GIVEN PROBLEM:
Count how many lines contain "Recreate" and reply with that number only.

ITEMS:
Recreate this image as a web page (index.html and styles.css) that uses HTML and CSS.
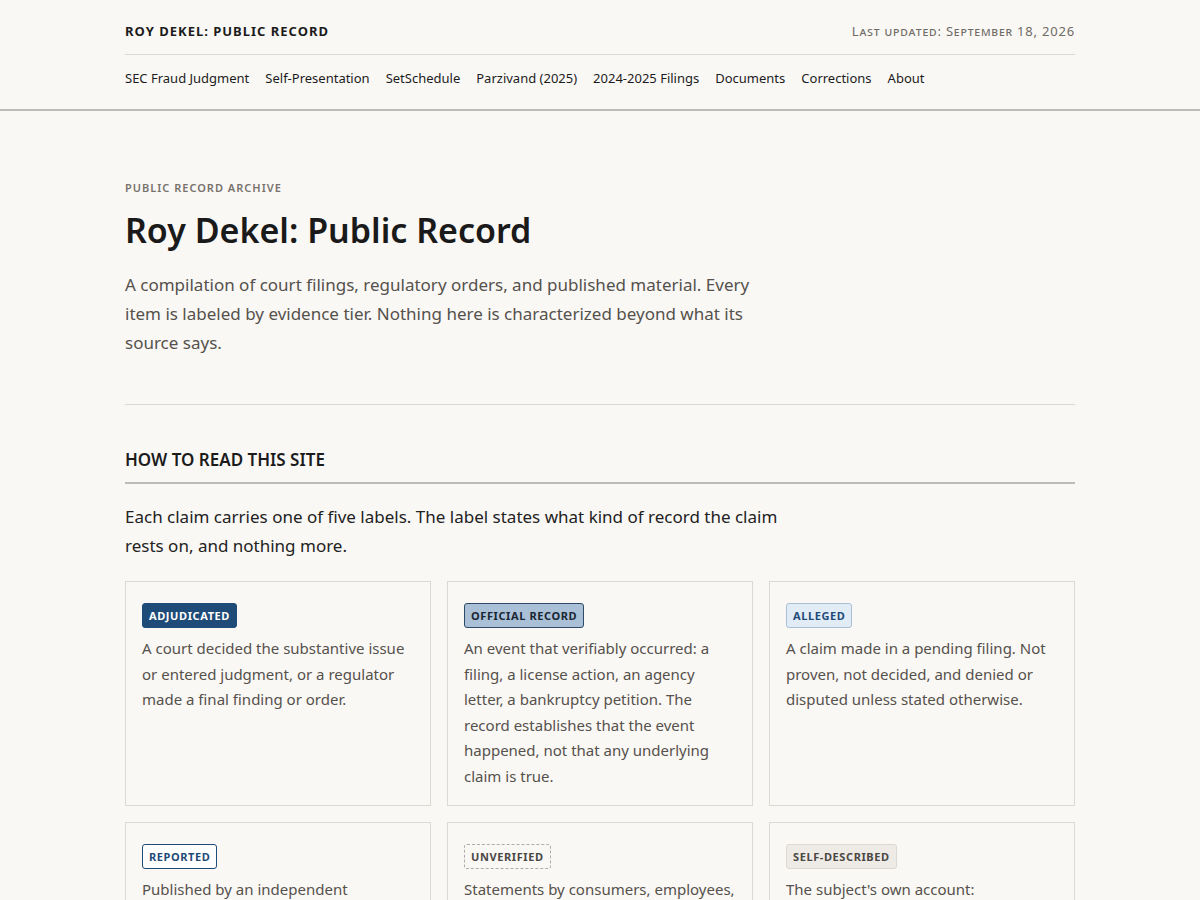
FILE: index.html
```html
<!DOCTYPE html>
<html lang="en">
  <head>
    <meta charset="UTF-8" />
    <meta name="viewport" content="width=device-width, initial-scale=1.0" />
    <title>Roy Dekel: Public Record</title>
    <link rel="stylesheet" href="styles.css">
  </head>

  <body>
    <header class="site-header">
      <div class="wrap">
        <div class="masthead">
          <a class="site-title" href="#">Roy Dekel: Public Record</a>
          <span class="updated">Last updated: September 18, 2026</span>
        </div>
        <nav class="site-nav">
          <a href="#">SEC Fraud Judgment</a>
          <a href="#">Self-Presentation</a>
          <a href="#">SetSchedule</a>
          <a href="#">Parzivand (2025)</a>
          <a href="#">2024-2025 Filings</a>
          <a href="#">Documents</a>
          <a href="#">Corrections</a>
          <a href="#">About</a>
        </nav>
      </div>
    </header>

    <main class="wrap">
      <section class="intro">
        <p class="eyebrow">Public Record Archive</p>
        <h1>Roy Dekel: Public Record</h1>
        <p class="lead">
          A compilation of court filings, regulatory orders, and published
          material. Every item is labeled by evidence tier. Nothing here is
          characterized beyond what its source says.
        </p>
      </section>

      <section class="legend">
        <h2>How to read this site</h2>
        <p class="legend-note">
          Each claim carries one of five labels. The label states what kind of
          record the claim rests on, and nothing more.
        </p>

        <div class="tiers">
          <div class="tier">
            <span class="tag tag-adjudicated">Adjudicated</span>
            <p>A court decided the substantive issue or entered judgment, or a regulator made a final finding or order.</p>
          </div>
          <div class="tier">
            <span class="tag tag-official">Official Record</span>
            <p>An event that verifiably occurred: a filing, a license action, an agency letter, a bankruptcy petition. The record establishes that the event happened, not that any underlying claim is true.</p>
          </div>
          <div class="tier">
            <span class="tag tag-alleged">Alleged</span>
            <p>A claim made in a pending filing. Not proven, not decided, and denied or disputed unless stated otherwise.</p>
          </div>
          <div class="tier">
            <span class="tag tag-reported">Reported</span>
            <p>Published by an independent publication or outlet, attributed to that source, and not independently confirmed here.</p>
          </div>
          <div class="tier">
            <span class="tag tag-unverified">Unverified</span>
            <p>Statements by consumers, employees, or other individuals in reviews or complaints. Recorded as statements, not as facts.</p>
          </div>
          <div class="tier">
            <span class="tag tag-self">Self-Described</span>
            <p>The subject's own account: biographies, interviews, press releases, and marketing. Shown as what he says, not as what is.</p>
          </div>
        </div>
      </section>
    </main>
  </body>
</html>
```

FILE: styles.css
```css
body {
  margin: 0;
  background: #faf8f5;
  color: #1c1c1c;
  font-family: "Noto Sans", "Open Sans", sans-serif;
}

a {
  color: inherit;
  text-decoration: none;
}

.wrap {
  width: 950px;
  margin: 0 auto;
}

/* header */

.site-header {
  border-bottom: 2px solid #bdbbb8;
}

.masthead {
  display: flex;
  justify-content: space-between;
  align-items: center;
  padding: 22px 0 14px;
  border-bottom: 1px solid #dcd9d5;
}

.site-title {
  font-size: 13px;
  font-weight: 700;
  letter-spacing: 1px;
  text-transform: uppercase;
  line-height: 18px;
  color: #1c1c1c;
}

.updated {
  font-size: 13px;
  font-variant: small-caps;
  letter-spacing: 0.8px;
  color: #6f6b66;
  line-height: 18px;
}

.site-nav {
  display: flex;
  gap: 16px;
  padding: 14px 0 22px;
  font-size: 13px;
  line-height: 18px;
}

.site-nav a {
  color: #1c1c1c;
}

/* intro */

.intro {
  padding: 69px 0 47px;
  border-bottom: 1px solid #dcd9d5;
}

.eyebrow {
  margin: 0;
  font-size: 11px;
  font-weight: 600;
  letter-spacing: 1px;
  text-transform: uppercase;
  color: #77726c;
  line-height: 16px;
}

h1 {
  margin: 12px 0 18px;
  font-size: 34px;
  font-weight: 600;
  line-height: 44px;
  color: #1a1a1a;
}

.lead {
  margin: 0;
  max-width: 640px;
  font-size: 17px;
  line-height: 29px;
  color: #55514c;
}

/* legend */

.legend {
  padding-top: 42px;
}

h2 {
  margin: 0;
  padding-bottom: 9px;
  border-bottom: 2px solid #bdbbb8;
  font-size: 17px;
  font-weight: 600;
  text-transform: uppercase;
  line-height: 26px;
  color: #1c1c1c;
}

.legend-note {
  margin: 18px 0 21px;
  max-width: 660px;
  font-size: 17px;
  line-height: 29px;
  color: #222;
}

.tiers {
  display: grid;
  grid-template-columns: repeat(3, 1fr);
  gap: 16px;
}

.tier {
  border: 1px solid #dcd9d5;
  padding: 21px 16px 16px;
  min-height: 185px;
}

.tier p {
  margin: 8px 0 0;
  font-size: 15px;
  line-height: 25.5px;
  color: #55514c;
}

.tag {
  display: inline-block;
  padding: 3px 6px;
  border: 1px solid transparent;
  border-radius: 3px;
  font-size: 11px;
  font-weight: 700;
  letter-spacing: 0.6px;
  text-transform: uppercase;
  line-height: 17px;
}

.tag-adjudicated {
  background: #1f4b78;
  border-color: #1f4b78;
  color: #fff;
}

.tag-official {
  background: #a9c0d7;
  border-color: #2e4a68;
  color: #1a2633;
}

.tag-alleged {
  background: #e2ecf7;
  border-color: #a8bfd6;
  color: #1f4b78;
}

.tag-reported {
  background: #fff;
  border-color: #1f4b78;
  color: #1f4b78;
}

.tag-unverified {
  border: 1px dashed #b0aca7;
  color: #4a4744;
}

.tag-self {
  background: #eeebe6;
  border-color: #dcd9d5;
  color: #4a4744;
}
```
* * *
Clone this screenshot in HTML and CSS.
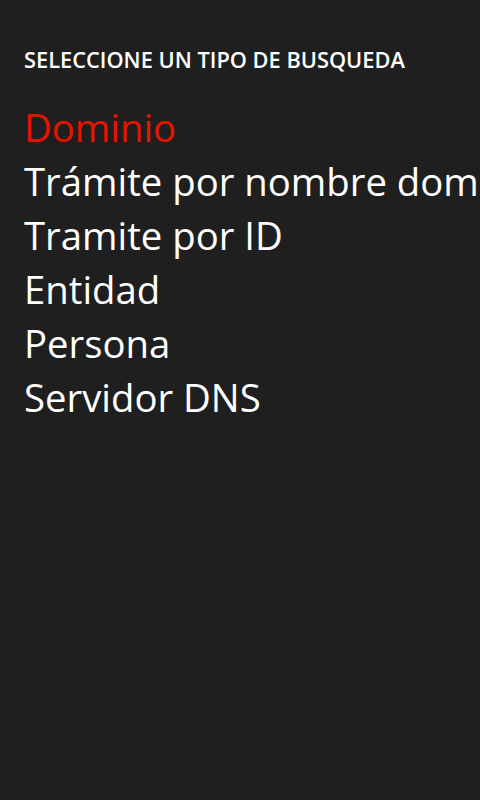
...
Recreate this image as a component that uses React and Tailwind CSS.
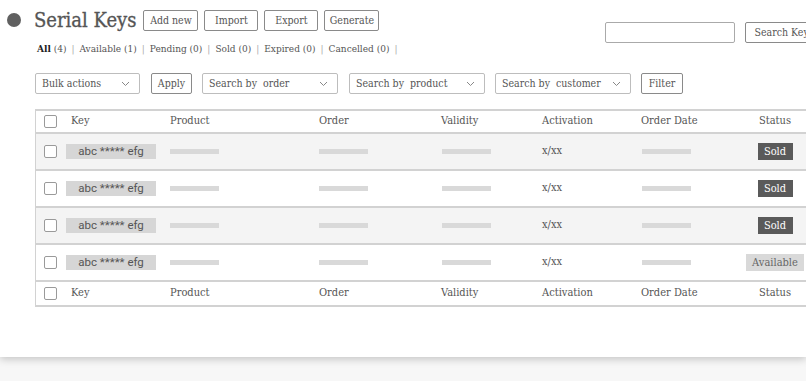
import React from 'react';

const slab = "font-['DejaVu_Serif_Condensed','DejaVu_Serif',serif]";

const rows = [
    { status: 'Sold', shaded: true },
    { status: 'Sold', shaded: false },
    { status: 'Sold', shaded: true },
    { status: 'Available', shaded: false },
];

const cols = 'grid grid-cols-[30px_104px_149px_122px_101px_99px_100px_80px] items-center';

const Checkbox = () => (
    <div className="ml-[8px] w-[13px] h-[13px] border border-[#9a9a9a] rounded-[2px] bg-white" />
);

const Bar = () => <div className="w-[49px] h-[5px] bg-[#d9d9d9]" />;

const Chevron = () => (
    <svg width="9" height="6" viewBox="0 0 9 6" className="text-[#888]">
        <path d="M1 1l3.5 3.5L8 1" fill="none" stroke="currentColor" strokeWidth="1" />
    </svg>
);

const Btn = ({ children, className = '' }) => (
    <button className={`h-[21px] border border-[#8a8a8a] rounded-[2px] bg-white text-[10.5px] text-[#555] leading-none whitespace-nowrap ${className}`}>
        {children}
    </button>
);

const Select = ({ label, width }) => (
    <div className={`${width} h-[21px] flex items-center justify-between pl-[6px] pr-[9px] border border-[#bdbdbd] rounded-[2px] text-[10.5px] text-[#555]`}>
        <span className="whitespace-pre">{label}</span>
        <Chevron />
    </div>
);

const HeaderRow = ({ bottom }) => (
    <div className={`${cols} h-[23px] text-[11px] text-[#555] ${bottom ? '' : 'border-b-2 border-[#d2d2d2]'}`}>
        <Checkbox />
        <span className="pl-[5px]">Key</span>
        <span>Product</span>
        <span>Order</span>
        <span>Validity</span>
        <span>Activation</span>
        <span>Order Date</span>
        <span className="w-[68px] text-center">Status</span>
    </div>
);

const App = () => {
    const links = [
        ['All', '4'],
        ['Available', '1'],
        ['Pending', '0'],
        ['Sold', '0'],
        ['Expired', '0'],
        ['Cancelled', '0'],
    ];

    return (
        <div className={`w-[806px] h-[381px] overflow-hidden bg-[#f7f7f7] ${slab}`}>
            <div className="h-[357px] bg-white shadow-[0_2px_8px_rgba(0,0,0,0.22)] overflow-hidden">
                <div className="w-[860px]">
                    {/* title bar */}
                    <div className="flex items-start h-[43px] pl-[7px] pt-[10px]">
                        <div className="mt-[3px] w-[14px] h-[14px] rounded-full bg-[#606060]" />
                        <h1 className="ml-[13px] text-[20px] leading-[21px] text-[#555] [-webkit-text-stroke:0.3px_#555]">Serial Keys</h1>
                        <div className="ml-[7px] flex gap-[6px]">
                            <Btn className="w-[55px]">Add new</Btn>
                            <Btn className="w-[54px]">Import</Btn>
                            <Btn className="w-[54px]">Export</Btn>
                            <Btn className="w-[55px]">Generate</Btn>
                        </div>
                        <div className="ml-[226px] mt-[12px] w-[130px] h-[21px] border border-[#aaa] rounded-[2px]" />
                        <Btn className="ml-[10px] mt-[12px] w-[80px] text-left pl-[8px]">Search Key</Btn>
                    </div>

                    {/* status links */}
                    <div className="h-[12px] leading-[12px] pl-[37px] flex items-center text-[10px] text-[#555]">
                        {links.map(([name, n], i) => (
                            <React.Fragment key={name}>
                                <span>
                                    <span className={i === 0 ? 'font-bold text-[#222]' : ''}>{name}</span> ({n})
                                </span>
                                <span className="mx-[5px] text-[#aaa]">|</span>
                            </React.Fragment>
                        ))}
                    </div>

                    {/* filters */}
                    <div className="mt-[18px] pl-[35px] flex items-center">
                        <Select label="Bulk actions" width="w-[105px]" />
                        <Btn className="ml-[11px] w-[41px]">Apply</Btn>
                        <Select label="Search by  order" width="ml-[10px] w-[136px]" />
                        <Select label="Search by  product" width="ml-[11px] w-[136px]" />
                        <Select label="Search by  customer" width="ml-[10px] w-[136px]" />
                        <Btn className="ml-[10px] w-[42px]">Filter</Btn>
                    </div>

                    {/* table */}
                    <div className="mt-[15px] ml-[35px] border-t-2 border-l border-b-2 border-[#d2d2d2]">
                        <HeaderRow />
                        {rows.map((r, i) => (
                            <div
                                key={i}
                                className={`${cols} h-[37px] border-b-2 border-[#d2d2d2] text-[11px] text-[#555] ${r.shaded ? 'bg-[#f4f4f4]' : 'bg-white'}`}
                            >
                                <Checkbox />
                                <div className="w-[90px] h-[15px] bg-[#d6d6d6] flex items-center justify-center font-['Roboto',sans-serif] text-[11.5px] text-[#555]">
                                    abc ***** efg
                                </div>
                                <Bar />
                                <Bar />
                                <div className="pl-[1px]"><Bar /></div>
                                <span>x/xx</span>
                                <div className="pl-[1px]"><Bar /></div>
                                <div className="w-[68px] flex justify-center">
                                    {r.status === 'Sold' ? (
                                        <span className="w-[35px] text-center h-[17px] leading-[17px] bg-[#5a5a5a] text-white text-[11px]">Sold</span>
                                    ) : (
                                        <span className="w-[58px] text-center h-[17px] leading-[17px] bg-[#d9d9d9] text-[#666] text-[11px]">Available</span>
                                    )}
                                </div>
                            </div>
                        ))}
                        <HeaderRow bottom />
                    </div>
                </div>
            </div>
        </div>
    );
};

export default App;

FINAL RESULT:
2